As a military wife our situation is unique in the aspect of being away 3 weeks from my husband means 3 weeks with my parents and other family in my hometown. It's not a vacation to Hawaii without him. Deployments are 6 months minimum, however we haven't had any yet in last 7 years active duty. I did discuss the trip with him and I profusely apologized after not asking for "permission" first to see my family. I discussed with him far enough (3 month) in advance that he could also attend and was invited but he does not take interest in my family or friends or activities. I go to EVERY SINGLE parent teacher conferences alone even when he is home and not working.. I feel like a single parent even though I'm actually married. I'm married to social recluse. He gets very aggressive and angry when I call my family on the phone and he feels that I talk "to them too much" even if it's just about how my kids are doing in school. Says I don't need to call them it's excessive and get off the tit already. I'm sorry but classic signs of controlling person is someone who separates you from family, manipulates you by verbally abuses you by cursing and name calling. Of course I want to be in Florida for 3 weeks. My family doesn't treat me the way I'm treated in my marriage. I have walmart cashiers nicer to me than my husband some days.


----------



## EleGirl (Dec 3, 2011)

DriVenresilance89, I hope you are still reading here. 

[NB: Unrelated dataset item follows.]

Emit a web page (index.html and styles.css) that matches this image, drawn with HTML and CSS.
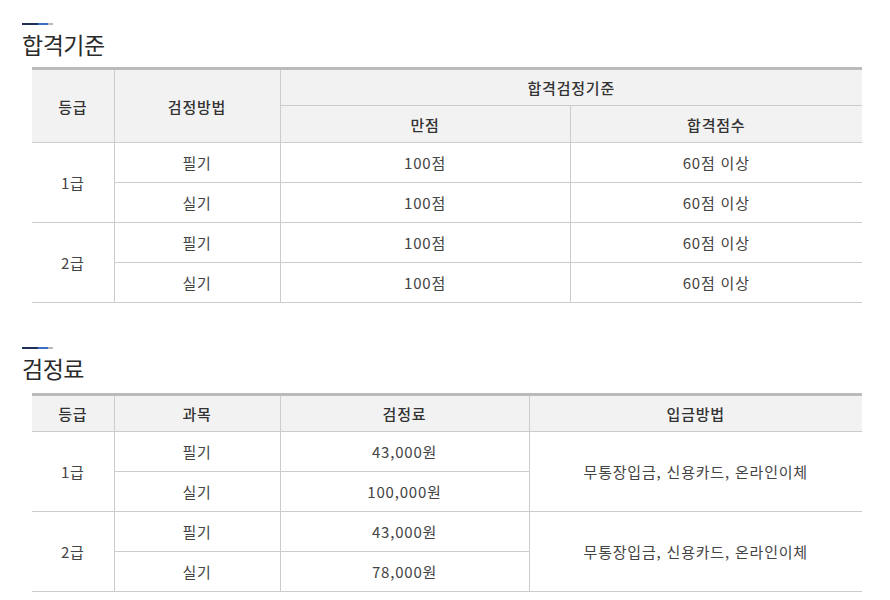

You are right, you getting your nursing degree will help your family quite a bit in the long run. It’s the right thing to do. Good for not giving up. A lot of people would have. Your husband should be 100% behind you on this. 



Being a military wife if hard. My mom a military wife. We moved all over the world with all 8 of us children in tow. I was also in the Army for 4 years. So I have a bit of clue on both sides of this.


I agree that happy wives do not plan 3 week trips away from their husband without his agreement. It’s not permission, its agreement. 

When RaVen86 is telling you that he’s upset about you going, he’s telling you that he loves you and the children. He does not want to be away from you all that long. I don’t blame him. He has every right to feel that way. People cannot help their feelings. If you want him to respect your feelings, you need to respect his. It goes both ways. He’s not a sexist or a control freak because of this.

You are upset about moving to Kansas for his military career. I get it. You are also entitled to your feelings. However you are married. When you marry, your spouse becomes your main family. His career is what is putting a roof over all of your heads, feeding you all etc. How long are you going to hold on to the anger and punish him for this? When a person holds on to anger long after it should have been resolved, it’s because the anger gives them power over the other person. You got to let this go and stop using it to beat him up for this?

Your husband is going to work every day, supporting you and the children. He’s doing a good share of things around the house. He as a need to be admired and respected. Your anger at the very thing that he spends hours a day doing to support your family is showing huge disrespect to him. 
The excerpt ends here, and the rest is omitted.